Objective: Search the data for the word "React" and copy every line that contains it.

Available data:
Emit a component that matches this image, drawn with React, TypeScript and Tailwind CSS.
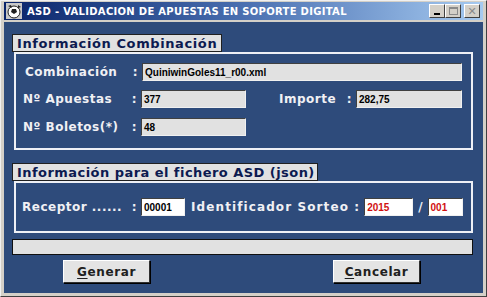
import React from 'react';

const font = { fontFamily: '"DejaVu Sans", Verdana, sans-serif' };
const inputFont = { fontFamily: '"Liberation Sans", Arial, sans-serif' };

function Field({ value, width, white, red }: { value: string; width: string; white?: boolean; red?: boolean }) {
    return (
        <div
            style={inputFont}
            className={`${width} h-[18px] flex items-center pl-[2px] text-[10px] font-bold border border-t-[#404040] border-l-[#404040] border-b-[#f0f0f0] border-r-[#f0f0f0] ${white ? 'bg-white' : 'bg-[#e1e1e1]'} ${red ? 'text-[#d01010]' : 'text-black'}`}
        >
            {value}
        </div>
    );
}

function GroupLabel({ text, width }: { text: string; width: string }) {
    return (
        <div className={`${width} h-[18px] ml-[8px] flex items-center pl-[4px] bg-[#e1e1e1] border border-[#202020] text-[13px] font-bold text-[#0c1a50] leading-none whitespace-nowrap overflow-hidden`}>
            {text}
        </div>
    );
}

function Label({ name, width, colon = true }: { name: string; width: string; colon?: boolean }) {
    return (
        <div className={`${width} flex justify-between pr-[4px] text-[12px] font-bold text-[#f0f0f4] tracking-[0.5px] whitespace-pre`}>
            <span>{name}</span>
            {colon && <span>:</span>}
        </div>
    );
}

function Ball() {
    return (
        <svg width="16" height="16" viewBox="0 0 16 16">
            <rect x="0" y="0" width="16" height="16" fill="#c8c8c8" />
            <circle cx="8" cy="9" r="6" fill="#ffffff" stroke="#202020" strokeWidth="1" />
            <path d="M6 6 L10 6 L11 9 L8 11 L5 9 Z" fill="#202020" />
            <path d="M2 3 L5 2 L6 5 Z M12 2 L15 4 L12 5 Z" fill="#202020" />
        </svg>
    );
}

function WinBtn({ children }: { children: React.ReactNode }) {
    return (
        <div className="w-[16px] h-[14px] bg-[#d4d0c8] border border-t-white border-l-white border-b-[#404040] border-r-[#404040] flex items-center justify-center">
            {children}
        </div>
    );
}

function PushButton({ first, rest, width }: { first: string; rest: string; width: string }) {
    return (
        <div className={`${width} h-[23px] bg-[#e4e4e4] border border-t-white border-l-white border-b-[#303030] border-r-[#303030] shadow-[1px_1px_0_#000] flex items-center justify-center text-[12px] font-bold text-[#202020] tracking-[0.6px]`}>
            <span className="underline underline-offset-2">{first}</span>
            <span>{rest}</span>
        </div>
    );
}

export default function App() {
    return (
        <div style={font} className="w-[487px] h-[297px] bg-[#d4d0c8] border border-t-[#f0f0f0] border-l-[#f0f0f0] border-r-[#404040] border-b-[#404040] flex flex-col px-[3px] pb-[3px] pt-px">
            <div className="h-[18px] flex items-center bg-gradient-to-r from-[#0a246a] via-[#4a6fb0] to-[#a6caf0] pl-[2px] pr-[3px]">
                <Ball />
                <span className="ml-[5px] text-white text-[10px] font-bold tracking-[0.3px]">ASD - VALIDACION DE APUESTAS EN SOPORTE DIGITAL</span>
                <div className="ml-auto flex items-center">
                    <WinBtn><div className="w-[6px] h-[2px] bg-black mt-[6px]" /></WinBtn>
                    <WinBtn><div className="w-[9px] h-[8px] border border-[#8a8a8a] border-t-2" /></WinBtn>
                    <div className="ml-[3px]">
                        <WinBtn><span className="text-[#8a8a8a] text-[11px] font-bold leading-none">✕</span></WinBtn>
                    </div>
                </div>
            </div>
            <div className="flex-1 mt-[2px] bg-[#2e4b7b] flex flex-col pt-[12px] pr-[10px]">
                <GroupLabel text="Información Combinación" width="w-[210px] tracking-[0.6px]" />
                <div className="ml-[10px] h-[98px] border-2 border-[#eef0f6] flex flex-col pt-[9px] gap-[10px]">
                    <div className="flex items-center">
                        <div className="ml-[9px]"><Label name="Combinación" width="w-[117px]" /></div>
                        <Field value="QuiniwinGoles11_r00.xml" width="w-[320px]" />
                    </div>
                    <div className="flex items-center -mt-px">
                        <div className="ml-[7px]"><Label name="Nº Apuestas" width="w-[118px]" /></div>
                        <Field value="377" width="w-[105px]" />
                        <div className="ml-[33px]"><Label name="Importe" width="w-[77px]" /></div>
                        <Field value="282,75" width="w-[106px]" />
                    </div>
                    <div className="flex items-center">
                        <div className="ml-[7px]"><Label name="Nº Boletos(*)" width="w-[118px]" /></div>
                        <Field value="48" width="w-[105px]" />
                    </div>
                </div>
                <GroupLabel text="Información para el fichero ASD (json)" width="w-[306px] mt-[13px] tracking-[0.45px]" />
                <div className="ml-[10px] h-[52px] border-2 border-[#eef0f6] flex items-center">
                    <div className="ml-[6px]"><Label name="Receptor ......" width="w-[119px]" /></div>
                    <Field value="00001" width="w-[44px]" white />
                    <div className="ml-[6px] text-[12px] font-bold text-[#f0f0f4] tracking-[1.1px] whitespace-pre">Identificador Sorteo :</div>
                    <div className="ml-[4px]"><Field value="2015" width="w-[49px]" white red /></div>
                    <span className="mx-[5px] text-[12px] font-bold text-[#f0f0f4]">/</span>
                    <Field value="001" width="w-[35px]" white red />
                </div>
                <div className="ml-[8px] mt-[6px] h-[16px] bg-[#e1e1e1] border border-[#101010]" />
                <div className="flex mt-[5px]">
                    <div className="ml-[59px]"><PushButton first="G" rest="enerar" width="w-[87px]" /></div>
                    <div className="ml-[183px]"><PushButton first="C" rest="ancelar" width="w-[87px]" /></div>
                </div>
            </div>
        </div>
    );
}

Task solution:
Emit a component that matches this image, drawn with React, TypeScript and Tailwind CSS.
import React from 'react';
function WinBtn({ children }: { children: React.ReactNode }) {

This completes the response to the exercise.